DMOという言葉がある。Destination Management Organizationの略で国土交通省の定義は以下。
『日本版DMOは、地域の「稼ぐ力」を引き出すとともに地域への誇りと愛着を醸成する「観光地経営」の視点に立った観光地域づくりの舵取り役として、多様な関係者と協同しながら、明確なコンセプトに基づいた観光地域づくりを実現するための戦略を策定するとともに、戦略を着実に実施するための調整機能を備えた法人です。』
そんな実例が日経流通新聞11月6日号に載っていた。例えば地域連携を目的とするディスティネーション十勝をはじめ、気仙沼DMO、雪国観光農園、南信州観光公社、ノオト、広域連携せとうちDMOなどがある。例えばノオトは、限界集落の古民家を宿泊施設や料理店に再生させるるなど50棟以上の実績を持ち、せとうちDMOは小型豪華客船ガンツウを就航させて瀬戸内海クルーズを行うなど、地域連携しながら観光地域づくりを行おうとするものであり、そのための戦略や調整機能を備えた法人に対して国が支援する事業だ。
こうした事業をおこなうためには、事業立案ができ且つ調整機能のできる人材確保が課題だそうな。わかりやすくいえば観光プロデューサーが必要になる。私は今年1月にプロデュースについての本を東京の出版社から発売したので、「これでも読んでよ、観光については書いていないけど事業の構造や組み立て方は一緒だから・・・」といったとしても、あたまの固い読者からは「これ観光の本ではないから、パスだな」というユーザーは結構いるのです。
観光だから観光の書籍棚へ、という考え方は既に古い。今の観光市場は素直にはできていない。観光の仕事だから観光の本をという考え方よりは異分野の知識の方が有効だ。本は配架方法だけのことだが、難儀なのは人間の頭が猛烈に固いことだ。そこが一番私の頭を悩ましくさせてくれる。若くして既に頭の猛烈に堅いクソ真面目人間が多いのだ。だからDMOでも、プロデューサーの育成が課題となっている。

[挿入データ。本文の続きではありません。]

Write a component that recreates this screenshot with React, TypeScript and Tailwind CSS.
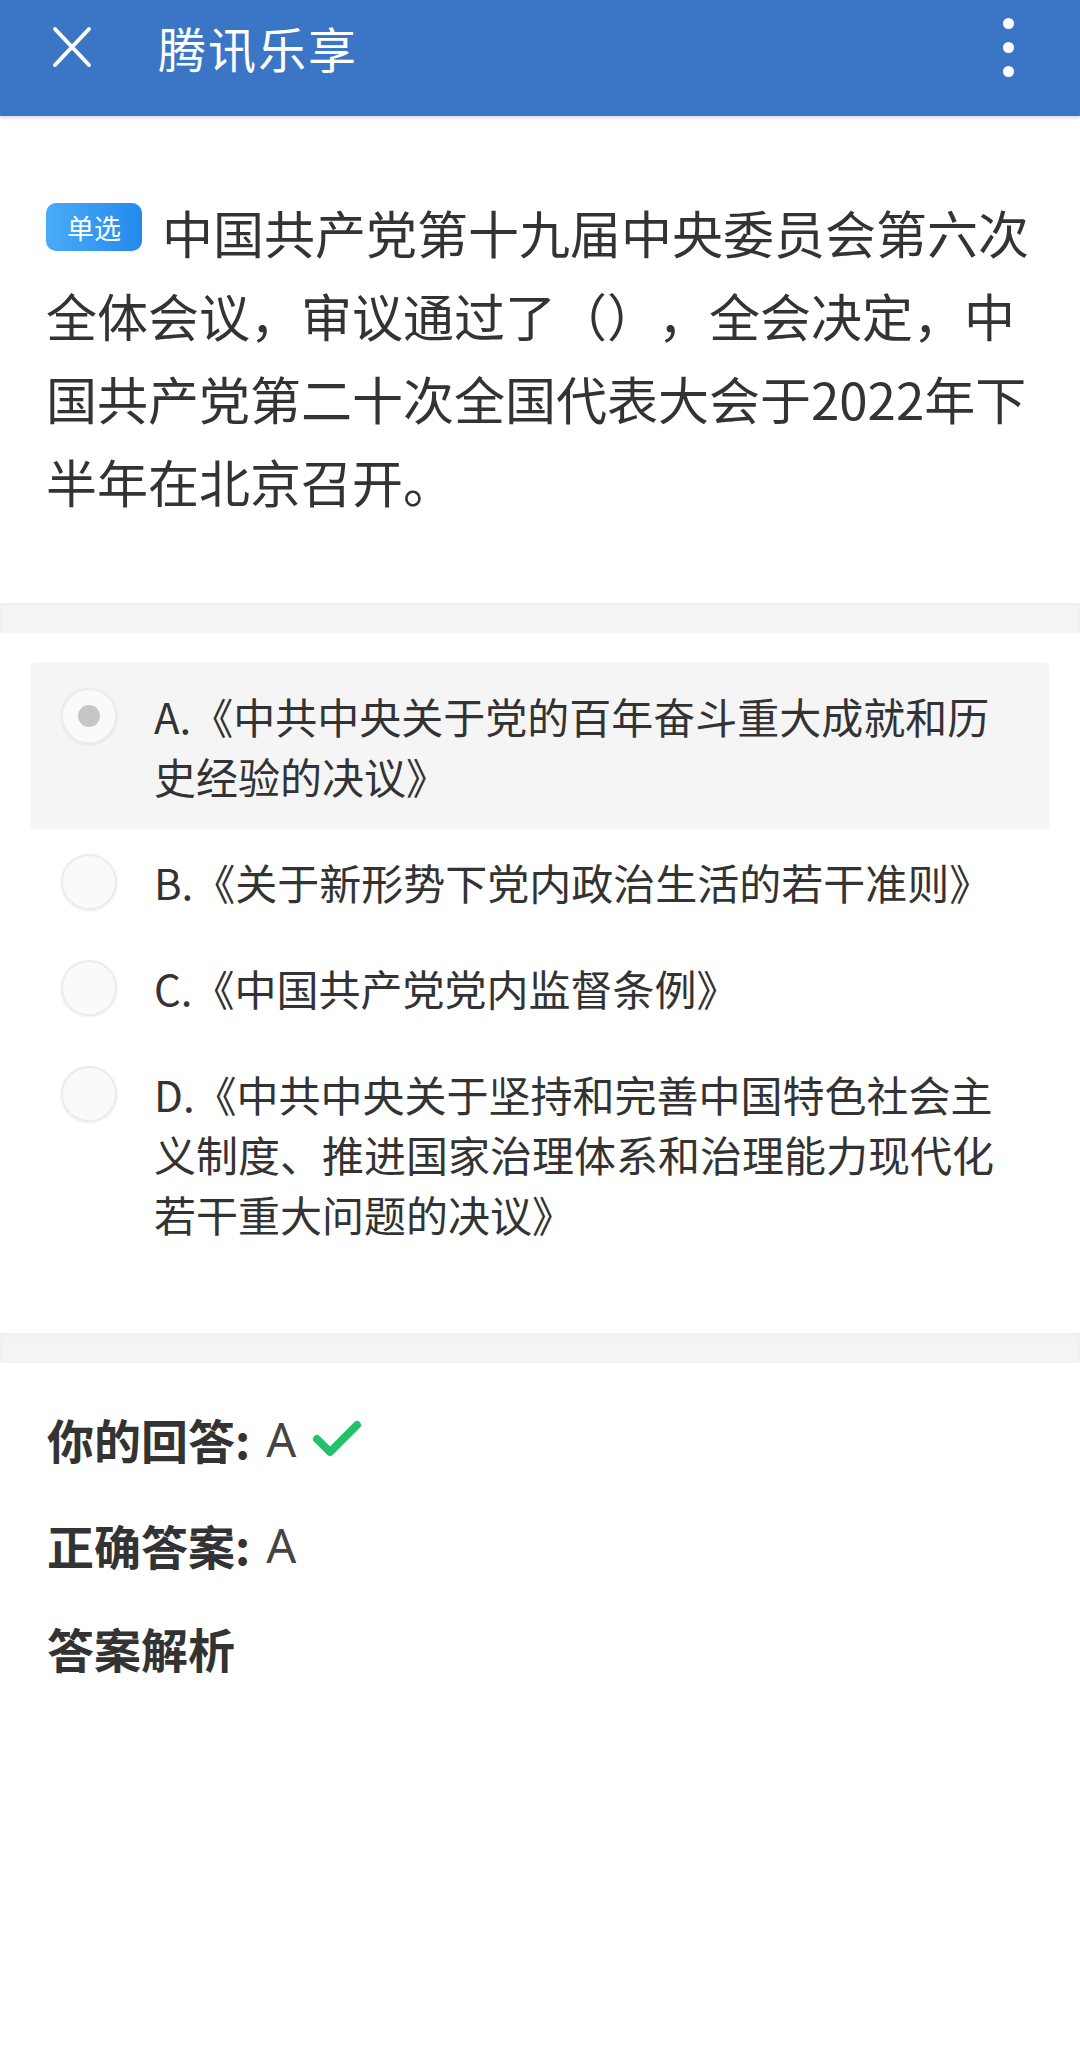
import React from 'react'

// 题目数据
const question = {
  type: '单选',
  text: '中国共产党第十九届中央委员会第六次全体会议，审议通过了（），全会决定，中国共产党第二十次全国代表大会于2022年下半年在北京召开。',
}

const options = [
  { key: 'A', text: '《中共中央关于党的百年奋斗重大成就和历史经验的决议》' },
  { key: 'B', text: '《关于新形势下党内政治生活的若干准则》' },
  { key: 'C', text: '《中国共产党党内监督条例》' },
  { key: 'D', text: '《中共中央关于坚持和完善中国特色社会主义制度、推进国家治理体系和治理能力现代化若干重大问题的决议》' },
]

const myAnswer = 'A'
const rightAnswer = 'A'

function Radio({ checked }: { checked: boolean }) {
  return (
    <div className="w-[56px] h-[56px] shrink-0 rounded-full border-2 border-[#ececec] bg-[#fafafa] shadow-[0_1px_3px_rgba(0,0,0,0.08)] flex items-center justify-center mt-[2px]">
      {checked && <div className="w-[22px] h-[22px] rounded-full bg-[#c6c6c6]" />}
    </div>
  )
}

function Divider() {
  return <div className="h-[30px] bg-[#f4f4f4] shadow-[inset_0_2px_4px_rgba(0,0,0,0.03)]" />
}

export default function App() {
  return (
    <div className="min-h-[2060px] bg-white font-['Noto_Sans_CJK_SC',sans-serif] text-[#333] [text-spacing-trim:space-all]">
      {/* 顶部栏 */}
      <header className="h-[116px] bg-[#3b76c6] flex items-center pb-[22px] shadow-[0_2px_3px_rgba(0,0,0,0.15)]">
        <div className="w-[158px] pl-[50px]">
          <svg width="44" height="44" viewBox="0 0 44 44" fill="none" stroke="white" strokeWidth="4" strokeLinecap="round">
            <path d="M5 4 L39 40 M39 4 L5 40" />
          </svg>
        </div>
        <h1 className="flex-1 text-white text-[48px] leading-none tracking-[2px]">腾讯乐享</h1>
        <div className="w-[144px] flex flex-col items-center gap-[13px]">
          <span className="w-[11px] h-[11px] rounded-full bg-white" />
          <span className="w-[11px] h-[11px] rounded-full bg-white" />
          <span className="w-[11px] h-[11px] rounded-full bg-white" />
        </div>
      </header>

      {/* 题干 */}
      <section className="px-[46px] pt-[75px] pb-[80px]">
        <p className="text-[51px] leading-[83px]">
          <span className="inline-flex align-top mt-[12px] mr-[20px] w-[96px] h-[48px] items-center justify-center rounded-[10px] bg-gradient-to-r from-[#4aabf9] to-[#2289ec] text-white text-[27px] leading-none">
            {question.type}
          </span>
          {question.text}
        </p>
      </section>

      <Divider />

      {/* 选项 */}
      <section className="px-[31px] pt-[30px] pb-[66px]">
        {options.map((opt) => {
          const selected = opt.key === myAnswer
          return (
            <div
              key={opt.key}
              className={`flex pl-[30px] pr-[33px] py-[23px] ${selected ? 'bg-[#f5f5f5] shadow-[0_0_4px_rgba(0,0,0,0.03)]' : ''}`}
            >
              <Radio checked={selected} />
              <div className="ml-[37px] flex-1 text-[42px] leading-[60px] text-[#333]">
                {opt.key}.{opt.text}
              </div>
            </div>
          )
        })}
      </section>

      <Divider />

      {/* 答案 */}
      <section className="px-[47px] pt-[46px]">
        <div className="h-[60px] flex items-center text-[47px] mb-[46px]">
          <span className="font-bold text-[#333]">你的回答:</span>
          <span className="ml-[16px] text-[#444] font-['Noto_Sans',sans-serif]">{myAnswer}</span>
          <svg className="ml-[16px]" width="50" height="40" viewBox="0 0 50 40" fill="none" stroke="#25c06b" strokeWidth="8" strokeLinecap="round" strokeLinejoin="round">
            <path d="M5 20 L18 33 L45 6" />
          </svg>
        </div>
        <div className="h-[60px] flex items-center text-[47px] mb-[43px]">
          <span className="font-bold text-[#333]">正确答案:</span>
          <span className="ml-[16px] text-[#444] font-['Noto_Sans',sans-serif]">{rightAnswer}</span>
        </div>
        <div className="h-[60px] flex items-center text-[47px]">
          <span className="font-bold text-[#333]">答案解析</span>
        </div>
      </section>
    </div>
  )
}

そういうことは大学教員時代に学生の就職活動をみていると顕著だ。「建築を勉強したから設計事務所へ、あら水準高いんだ、ならば身の丈サイズのハウジングメーカーへ」そういう学生達を数多くみてきた。しかし「建築を勉強したからといって、なんで建築の分野に就職するのかなぁー?」、という疑問をもった学生は少なかった。実は、そういう疑問をもてる柔らかい頭がプロデューサーの資質の一つ。つまりみんなが流れてゆく様相を眺めつつ、「ホントにこっちでいいのかいなぁー、もっと面白い方向があるんじゃないかなぁー」という問いをたてられることがポイントなのです。
どんな場合や状況においても、問いをたてられる、あるいはみんながこうだといっている自明の方向を疑ってみる、それが柔らかい頭の発端。もしそうした気づきがなかったらダサい方法だけど全てを疑ってみる。実をいうと科学技術の研究は、そこから始まるんですね(笑)。